OTTAWA (AFP) — Canadian detainee Omar Khadr was forcibly sleep deprived by his US captors in Guantanamo Bay to soften him up for questioning by Canadian officials, media here said Thursday.
Citing government files released by court order, Canadian media said Khadr was moved to a different cell every three hours to make him more amenable to talking in what US authorities described as their "frequent-flyer program."
"At three-hours intervals he is moved to another cell block, thus denying him uninterrupted sleep and a continued change of neighbors," said the report from the Foreign Intelligence Division of Canada's Foreign Affairs department, quoted by Canadian television and newspapers.
Then, after Canadian officials met with Khadr in March 2004, he was to be placed in isolation for three weeks and interviewed again, said the documents.
Khadr is the youngest detainee in the US "war on terror," accused of throwing a hand grenade that killed a US soldier in a melee in Afghanistan.

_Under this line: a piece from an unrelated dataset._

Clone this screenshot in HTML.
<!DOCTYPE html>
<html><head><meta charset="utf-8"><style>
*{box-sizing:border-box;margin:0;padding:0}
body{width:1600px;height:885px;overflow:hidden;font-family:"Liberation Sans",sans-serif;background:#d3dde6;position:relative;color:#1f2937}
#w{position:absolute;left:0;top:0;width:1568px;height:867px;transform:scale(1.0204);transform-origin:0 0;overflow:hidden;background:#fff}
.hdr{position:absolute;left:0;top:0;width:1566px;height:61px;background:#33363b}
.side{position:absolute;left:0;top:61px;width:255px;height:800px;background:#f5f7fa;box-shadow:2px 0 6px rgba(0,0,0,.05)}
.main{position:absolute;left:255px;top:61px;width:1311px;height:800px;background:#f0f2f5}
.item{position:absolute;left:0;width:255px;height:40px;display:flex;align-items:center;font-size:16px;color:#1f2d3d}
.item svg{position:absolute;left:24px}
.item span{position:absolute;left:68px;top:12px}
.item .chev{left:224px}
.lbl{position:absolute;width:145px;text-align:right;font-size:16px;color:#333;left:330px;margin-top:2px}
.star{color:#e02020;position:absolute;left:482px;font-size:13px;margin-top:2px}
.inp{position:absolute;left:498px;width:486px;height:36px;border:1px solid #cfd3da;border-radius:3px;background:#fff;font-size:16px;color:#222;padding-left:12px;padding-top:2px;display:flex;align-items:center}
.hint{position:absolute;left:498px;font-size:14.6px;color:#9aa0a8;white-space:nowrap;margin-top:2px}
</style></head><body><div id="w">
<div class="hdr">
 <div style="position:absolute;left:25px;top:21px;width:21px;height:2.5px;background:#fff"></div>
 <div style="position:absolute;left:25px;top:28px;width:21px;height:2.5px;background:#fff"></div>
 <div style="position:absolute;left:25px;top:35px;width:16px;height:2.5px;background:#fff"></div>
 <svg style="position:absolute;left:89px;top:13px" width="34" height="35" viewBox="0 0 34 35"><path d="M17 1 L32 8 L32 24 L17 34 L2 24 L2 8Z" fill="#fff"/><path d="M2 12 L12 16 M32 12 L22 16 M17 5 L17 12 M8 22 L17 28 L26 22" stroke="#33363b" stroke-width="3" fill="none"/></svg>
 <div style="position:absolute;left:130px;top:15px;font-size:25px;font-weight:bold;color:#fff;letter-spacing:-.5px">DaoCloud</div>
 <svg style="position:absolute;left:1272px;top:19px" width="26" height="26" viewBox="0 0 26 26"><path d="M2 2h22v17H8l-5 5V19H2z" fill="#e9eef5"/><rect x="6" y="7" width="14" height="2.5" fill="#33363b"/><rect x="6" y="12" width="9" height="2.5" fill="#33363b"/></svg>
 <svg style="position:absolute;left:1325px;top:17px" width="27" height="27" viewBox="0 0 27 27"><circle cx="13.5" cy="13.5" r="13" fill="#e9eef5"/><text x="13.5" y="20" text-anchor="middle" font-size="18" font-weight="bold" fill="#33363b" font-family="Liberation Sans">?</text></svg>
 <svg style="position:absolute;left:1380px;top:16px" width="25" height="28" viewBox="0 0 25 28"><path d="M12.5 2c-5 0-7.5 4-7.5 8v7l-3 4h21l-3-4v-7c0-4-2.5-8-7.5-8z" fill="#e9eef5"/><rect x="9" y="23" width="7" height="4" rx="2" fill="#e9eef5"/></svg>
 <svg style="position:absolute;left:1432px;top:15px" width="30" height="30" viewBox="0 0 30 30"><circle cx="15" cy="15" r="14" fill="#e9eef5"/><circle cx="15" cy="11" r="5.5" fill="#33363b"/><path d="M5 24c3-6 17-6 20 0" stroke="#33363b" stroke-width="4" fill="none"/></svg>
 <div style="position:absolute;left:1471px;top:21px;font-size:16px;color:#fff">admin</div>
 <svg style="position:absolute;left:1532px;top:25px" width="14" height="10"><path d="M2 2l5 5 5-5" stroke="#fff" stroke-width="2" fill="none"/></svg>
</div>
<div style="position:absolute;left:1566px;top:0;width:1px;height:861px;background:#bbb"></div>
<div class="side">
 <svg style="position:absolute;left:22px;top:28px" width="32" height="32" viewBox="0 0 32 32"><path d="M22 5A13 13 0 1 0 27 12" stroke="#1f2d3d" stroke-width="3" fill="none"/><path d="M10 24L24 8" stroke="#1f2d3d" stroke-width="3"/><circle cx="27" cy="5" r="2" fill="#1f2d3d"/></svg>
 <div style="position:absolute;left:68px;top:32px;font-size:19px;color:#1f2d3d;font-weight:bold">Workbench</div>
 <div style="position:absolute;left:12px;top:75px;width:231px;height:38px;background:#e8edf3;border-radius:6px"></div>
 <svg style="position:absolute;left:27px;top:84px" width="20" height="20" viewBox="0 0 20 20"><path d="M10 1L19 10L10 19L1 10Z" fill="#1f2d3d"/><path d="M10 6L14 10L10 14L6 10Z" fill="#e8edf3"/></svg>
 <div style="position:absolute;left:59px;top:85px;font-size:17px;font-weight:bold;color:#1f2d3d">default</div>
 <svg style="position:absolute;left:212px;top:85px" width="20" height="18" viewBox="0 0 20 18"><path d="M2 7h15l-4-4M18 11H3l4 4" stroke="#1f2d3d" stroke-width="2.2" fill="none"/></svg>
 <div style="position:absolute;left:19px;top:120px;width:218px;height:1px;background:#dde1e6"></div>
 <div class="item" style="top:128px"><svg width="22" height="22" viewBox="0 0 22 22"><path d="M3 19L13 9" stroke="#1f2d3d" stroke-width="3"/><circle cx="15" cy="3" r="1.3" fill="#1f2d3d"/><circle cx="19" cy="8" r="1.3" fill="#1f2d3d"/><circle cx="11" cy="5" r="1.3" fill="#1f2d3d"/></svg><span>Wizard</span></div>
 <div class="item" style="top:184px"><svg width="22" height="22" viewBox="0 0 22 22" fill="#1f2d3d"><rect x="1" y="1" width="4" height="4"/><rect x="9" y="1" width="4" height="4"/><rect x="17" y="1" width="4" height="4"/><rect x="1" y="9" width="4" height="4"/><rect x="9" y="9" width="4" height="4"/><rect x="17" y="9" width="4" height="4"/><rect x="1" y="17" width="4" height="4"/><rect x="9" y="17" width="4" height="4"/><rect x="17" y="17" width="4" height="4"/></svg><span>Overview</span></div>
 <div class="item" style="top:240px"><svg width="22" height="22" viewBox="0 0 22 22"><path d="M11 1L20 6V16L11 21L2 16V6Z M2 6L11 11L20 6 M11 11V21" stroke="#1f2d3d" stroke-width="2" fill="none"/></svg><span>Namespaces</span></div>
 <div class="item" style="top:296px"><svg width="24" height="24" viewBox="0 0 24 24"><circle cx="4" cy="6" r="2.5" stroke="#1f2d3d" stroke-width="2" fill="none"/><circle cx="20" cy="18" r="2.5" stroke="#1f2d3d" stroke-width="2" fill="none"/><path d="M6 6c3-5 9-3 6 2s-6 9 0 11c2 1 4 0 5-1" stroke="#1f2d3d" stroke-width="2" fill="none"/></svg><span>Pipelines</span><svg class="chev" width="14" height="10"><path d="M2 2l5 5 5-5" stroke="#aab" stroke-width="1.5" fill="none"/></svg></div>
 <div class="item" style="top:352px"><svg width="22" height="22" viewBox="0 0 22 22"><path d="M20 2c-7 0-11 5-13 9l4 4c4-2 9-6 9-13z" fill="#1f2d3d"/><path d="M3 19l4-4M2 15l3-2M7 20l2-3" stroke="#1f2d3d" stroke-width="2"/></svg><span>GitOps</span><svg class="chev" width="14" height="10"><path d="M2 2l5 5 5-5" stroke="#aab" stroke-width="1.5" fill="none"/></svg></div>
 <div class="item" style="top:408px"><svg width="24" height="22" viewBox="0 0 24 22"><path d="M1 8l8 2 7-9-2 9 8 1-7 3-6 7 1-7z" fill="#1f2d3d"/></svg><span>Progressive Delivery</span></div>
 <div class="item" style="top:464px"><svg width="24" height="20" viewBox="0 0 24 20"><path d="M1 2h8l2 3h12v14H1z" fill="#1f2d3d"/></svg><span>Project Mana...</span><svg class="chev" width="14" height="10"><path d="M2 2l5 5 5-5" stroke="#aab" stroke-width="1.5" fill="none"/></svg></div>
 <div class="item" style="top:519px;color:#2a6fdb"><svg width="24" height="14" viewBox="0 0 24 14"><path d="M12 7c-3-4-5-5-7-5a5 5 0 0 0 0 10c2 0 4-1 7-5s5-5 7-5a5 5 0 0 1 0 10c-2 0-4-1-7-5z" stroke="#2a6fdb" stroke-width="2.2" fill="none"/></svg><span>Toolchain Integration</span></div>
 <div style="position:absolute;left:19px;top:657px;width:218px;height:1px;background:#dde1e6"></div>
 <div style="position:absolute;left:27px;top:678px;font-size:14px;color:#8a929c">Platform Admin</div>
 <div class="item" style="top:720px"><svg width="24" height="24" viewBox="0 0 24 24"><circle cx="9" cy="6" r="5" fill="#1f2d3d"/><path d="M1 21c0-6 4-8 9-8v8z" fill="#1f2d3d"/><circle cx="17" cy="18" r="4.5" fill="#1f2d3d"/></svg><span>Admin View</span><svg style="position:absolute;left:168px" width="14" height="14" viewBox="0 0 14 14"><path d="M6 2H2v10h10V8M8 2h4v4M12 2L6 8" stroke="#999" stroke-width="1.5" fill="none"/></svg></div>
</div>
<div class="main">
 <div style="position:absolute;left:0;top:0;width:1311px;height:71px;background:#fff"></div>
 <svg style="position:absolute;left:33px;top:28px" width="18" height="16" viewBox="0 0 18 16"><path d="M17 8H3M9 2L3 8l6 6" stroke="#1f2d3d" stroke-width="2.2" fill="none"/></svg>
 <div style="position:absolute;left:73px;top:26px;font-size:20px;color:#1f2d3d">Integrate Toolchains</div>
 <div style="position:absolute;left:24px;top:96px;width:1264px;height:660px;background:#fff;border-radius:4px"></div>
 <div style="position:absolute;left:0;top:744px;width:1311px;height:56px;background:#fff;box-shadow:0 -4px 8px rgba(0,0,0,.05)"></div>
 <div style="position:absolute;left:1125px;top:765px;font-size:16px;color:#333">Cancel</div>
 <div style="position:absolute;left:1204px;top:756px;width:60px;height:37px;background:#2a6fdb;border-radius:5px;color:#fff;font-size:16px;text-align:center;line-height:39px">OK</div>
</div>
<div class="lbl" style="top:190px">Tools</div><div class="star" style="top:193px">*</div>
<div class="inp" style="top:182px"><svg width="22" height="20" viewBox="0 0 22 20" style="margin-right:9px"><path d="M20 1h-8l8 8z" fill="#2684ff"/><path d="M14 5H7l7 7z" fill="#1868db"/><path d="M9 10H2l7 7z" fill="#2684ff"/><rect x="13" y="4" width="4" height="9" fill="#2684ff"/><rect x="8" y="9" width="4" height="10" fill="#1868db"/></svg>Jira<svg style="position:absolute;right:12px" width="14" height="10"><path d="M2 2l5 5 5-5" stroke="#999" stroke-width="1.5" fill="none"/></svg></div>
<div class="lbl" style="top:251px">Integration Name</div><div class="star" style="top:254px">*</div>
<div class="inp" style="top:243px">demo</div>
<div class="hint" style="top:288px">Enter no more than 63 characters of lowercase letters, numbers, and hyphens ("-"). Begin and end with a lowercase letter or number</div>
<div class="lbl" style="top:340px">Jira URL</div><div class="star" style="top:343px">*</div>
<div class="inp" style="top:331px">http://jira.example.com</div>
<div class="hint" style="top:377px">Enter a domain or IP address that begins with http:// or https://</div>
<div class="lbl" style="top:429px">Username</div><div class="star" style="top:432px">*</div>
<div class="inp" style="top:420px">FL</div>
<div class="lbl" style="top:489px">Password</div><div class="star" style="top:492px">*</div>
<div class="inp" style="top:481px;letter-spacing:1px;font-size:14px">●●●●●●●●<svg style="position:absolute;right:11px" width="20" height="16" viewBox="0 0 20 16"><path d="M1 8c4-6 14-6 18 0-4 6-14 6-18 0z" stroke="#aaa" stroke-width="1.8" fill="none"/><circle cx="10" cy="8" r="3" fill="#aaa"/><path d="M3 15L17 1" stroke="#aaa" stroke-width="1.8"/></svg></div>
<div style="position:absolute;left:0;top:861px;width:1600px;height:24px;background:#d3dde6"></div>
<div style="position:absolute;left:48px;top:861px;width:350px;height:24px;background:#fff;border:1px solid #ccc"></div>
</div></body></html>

He was arrested in Afghanistan in 2002, when he was 15 years old, and faces trial by a special military tribunal in October at Guantanamo Bay, Cuba, where he has been detained since his arrest.
A Canadian judge studying the Foreign Affairs documents said last month that Khadr's treatment violated international laws on human rights, and ordered the documents released to Khadr's lawyers.
Prime Minister Stephen Harper at a G8 summit in Japan told reporters he would not ask the US government to repatriate Khadr, downplaying the latest revelations.
Until now, Harper has repeatedly said he had sought assurances from US authorities that Khadr was not being mistreated, but Khadr's US attorney now charges that Khadr was mistreated and Canada knew it.
"There is a legal process underway by American authorities, and Canada has sought assurances that Mr. Khadr, under our government, will be treated humanely and we are monitoring those legal processes very carefully and we think that that is the best way to go given all of the facts," said Harper.
"We always act as a government on the basis of our legal advice and international obligations," he added.
Lieutenant Commander William Kuebler, a US military lawyer representing Khadr at hearings in Guantanamo Bay, Cuba, meanwhile told public broadcaster CBC: "It is absolutely shameful and shocking that the Canadian government would continue to be the last western country to tolerate the treatment of a citizen in this way."